At the Feb. 8 budget hearing, Appropriations Committee Chair Ben Barnes (D-Anne Arundel and Prince George’s) sat in and asked the Stadium Authority panel for any “context” they could offer on the state of the plan.
“Basically, the work has stopped at this point,” said Gary A. McGuigan, the Stadium Authority’s executive vice president for capital projects. “Major agreements have not been signed and executed.”
McGuigan explained that there are two major agreements for Pimlico that have effectively halted movement on the project, the first being an agreement for land transfer from the Maryland Jockey Club to the City of Baltimore. Though the agency is not part of those negotiations, he described them as “substantially apart.”
The second is the Stadium Authority’s development agreement with the Jockey Club. “Again, we’re pretty far apart,” he said. “We’re moving closer together, but it’s a long way to go.”
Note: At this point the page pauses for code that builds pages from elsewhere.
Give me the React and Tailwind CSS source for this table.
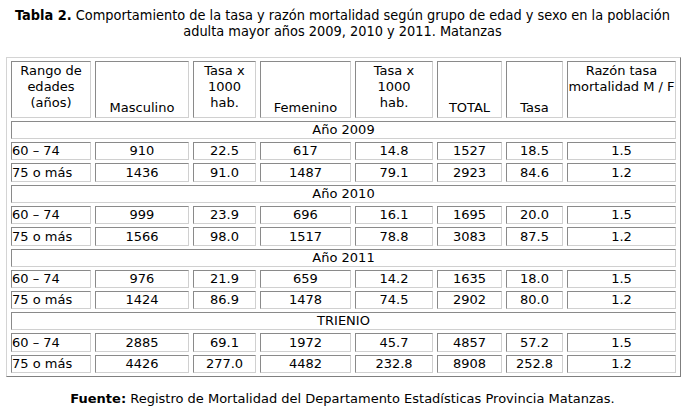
import React from 'react';

const rows = [
  { group: 'Año 2009' },
  { r: '60 – 74', m: '910', tm: '22.5', f: '617', tf: '14.8', t: '1527', tt: '18.5', razon: '1.5', h: 'h-[18px]' },
  { r: '75 o más', m: '1436', tm: '91.0', f: '1487', tf: '79.1', t: '2923', tt: '84.6', razon: '1.2', h: 'h-[19px]' },
  { group: 'Año 2010' },
  { r: '60 – 74', m: '999', tm: '23.9', f: '696', tf: '16.1', t: '1695', tt: '20.0', razon: '1.5', h: 'h-[18px]' },
  { r: '75 o más', m: '1566', tm: '98.0', f: '1517', tf: '78.8', t: '3083', tt: '87.5', razon: '1.2', h: 'h-[19px]' },
  { group: 'Año 2011' },
  { r: '60 – 74', m: '976', tm: '21.9', f: '659', tf: '14.2', t: '1635', tt: '18.0', razon: '1.5', h: 'h-[18px]' },
  { r: '75 o más', m: '1424', tm: '86.9', f: '1478', tf: '74.5', t: '2902', tt: '80.0', razon: '1.2', h: 'h-[18px]' },
  { group: 'TRIENIO' },
  { r: '60 – 74', m: '2885', tm: '69.1', f: '1972', tf: '45.7', t: '4857', tt: '57.2', razon: '1.5', h: 'h-[19px]' },
  { r: '75 o más', m: '4426', tm: '277.0', f: '4482', tf: '232.8', t: '8908', tt: '252.8', razon: '1.2', h: 'h-[18px]' },
];

// inset cell border, like an old border="1" table
const cell =
  'border border-t-[#8a8a8a] border-l-[#8a8a8a] border-b-[#d0d0d0] border-r-[#d0d0d0] p-0 font-normal';

export default function App() {
  return (
    <div className="w-[685px] h-[413px] bg-white text-black font-['DejaVu_Sans',Verdana,sans-serif] text-[13px] leading-4">
      {/* --- Title --- */}
      <p className="pt-[7px] text-center whitespace-nowrap font-['DejaVu_Sans_Condensed','Liberation_Sans',sans-serif] text-[14.4px] leading-4">
        <b>Tabla 2.</b> Comportamiento de la tasa y razón mortalidad según grupo de edad y sexo en la población
        <br />
        adulta mayor años 2009, 2010 y 2011. Matanzas
      </p>

      {/* --- Table --- */}
      <table className="mt-[18px] ml-[6px] w-[675px] table-fixed border-separate border-spacing-x-[4px] border-spacing-y-[3px] border border-t-[#d4d4d4] border-l-[#d4d4d4] border-b-[#7f7f7f] border-r-[#7f7f7f]">
        <tbody>
          <tr className="h-[57px]">
            <td className={`${cell} w-[80px] align-top text-center pt-[1px]`}>
              Rango de
              <br />
              edades
              <br />
              (años)
            </td>
            <td className={`${cell} w-[94px] align-bottom text-center pb-[1px]`}>Masculino</td>
            <td className={`${cell} w-[63px] align-top text-center pt-[1px]`}>
              Tasa x
              <br />
              1000
              <br />
              hab.
            </td>
            <td className={`${cell} w-[91px] align-bottom text-center pb-[1px]`}>Femenino</td>
            <td className={`${cell} w-[78px] align-top text-center pt-[1px]`}>
              Tasa x
              <br />
              1000
              <br />
              hab.
            </td>
            <td className={`${cell} w-[65px] align-bottom text-center pb-[1px]`}>TOTAL</td>
            <td className={`${cell} w-[57px] align-bottom text-center pb-[1px]`}>Tasa</td>
            <td className={`${cell} w-[109px] align-top text-center pt-[1px]`}>
              Razón tasa
              <br />
              mortalidad M / F
            </td>
          </tr>

          {rows.map((row, i) =>
            row.group ? (
              <tr key={i} className="h-[18px]">
                <td colSpan={8} className={`${cell} text-center`}>
                  {row.group}
                </td>
              </tr>
            ) : (
              <tr key={i} className={row.h}>
                <td className={`${cell} text-left`}>{row.r}</td>
                <td className={`${cell} text-center`}>{row.m}</td>
                <td className={`${cell} text-center`}>{row.tm}</td>
                <td className={`${cell} text-center`}>{row.f}</td>
                <td className={`${cell} text-center`}>{row.tf}</td>
                <td className={`${cell} text-center`}>{row.t}</td>
                <td className={`${cell} text-center`}>{row.tt}</td>
                <td className={`${cell} text-center`}>{row.razon}</td>
              </tr>
            )
          )}
        </tbody>
      </table>

      {/* --- Source --- */}
      <p className="mt-[14px] text-center whitespace-nowrap">
        <b>Fuente:</b> Registro de Mortalidad del Departamento Estadísticas Provincia Matanzas.
      </p>
    </div>
  );
}
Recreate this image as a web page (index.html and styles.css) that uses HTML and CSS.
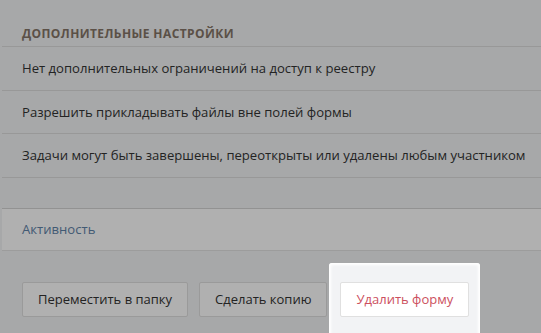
FILE: index.html
```html
<!DOCTYPE html>
<html lang="ru">
<head>
<meta charset="utf-8">
<link rel="stylesheet" href="styles.css">
</head>
<body>
<div class="panel">
  <div class="section-title">Дополнительные настройки</div>
  <div class="row">Нет дополнительных ограничений на доступ к реестру</div>
  <div class="row">Разрешить прикладывать файлы вне полей формы</div>
  <div class="row">Задачи могут быть завершены, переоткрыты или удалены любым участником</div>
  <div class="spacer"></div>
  <div class="activity">Активность</div>
  <div class="actions">
    <button class="btn">Переместить в папку</button>
    <button class="btn">Сделать копию</button>
    <button class="btn btn-danger">Удалить форму</button>
  </div>
</div>
<div class="spotlight"></div>
</body>
</html>
```
FILE: styles.css
```css
html, body {
  margin: 0;
  padding: 0;
  background: #f2f3f5;
  overflow: hidden;
  height: 100%;
}
body {
  font-family: "Open Sans", "Noto Sans", sans-serif;
  color: #333;
  font-size: 13.1px;
}
.panel {
  margin-left: 2px;
}
.section-title {
  height: 47px;
  box-sizing: border-box;
  padding: 25px 20px 0;
  font-size: 12px;
  font-weight: 700;
  text-transform: uppercase;
  letter-spacing: 0.4px;
  color: #847567;
  border-bottom: 1px solid #dcdcdc;
}
.row {
  height: 42.5px;
  display: flex;
  align-items: center;
  padding: 0 20px;
  white-space: nowrap;
  border-bottom: 1px solid #dcdcdc;
}
.spacer {
  height: 30px;
}
.activity {
  height: 41px;
  display: flex;
  align-items: center;
  padding: 0 20px;
  background: #fff;
  border-top: 1px solid #d4d4d4;
  border-bottom: 1px solid #e2e2e2;
  color: #5f83a8;
}
.actions {
  display: flex;
  gap: 11px;
  padding: 31px 20px 0;
}
.btn {
  height: 35px;
  padding: 0 15px;
  border: 1px solid #e0e0e0;
  border-radius: 2px;
  background: #fff;
  font-family: inherit;
  font-size: 13px;
  color: #333;
}
.btn-danger {
  margin-left: 2px;
  color: #cc4f5e;
}
.spotlight {
  position: absolute;
  left: 329px;
  top: 263px;
  width: 151px;
  height: 90px;
  border-radius: 3px;
  box-shadow: 0 0 0 9999px rgba(0, 0, 0, 0.31), inset 0 0 3px 2px #fff;
  pointer-events: none;
}
```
McGuigan told legislators he believed if the state moved forward with the redevelopment plan at this point without the signed agreements, “which we have the ability to do, even though we have a major funding gap at Laurel, we lose leverage.”
He said the Maryland Jockey Club had sent 94 pages of proposed covenants and restrictions to the city “probably 4-5 months ago,” and “the city has been digesting it.” He added that he expected a response soon.
A changing board
The two additional members of the once-five-member Maryland Stadium Authority board are Maggie McIntosh (D), former chair of the House Appropriations Committee, and Bill Cole, a partner in Margrave Strategies, an economic development consulting firm who was hired by then-Baltimore Mayor Bernard C. “Jack” Young (D) to negotiate the racetrack deal for the city.
Cole also is the former president and CEO of the quasi-public Baltimore Development Corp., the city’s economic development agency, a former Baltimore city councilman and former member of the House of Delegates, representing South Baltimore.
He did say that he would recuse himself from any vote involving a decision affecting Baltimore comes before the Stadium Authority board.
“They’re not in a decision-making role here in any way; so, I don’t feel like there’s a conflict,” he said. “But obviously, if there’s an action that comes before the board, I will recuse and not participate. It wouldn’t be appropriate.”
McIntosh and Cole were appointed by House Speaker Adrienne A. Jones (D-Baltimore County) and Senate President Bill Ferguson (D-Baltimore City), respectively.
In addition to Moore’s appointment of Craig Thompson as chair of the Stadium Authority, the governor named architect Lee Coplan and businesswoman Yolanda Maria Martinez to the board as part of his green bag nominees handed down Friday. Their appointments are subject to the advice and consent of the Maryland Senate.
“You know, I remain convinced today that we will find a way through this,” Cole said. “I do believe that there are solutions. I mean, we’re working through every possible scenario … working collaboratively to make certain that we leave no stone unturned on a viable solution.
“I would say at this point, you know, every scenario is being thoroughly vetted,” he said.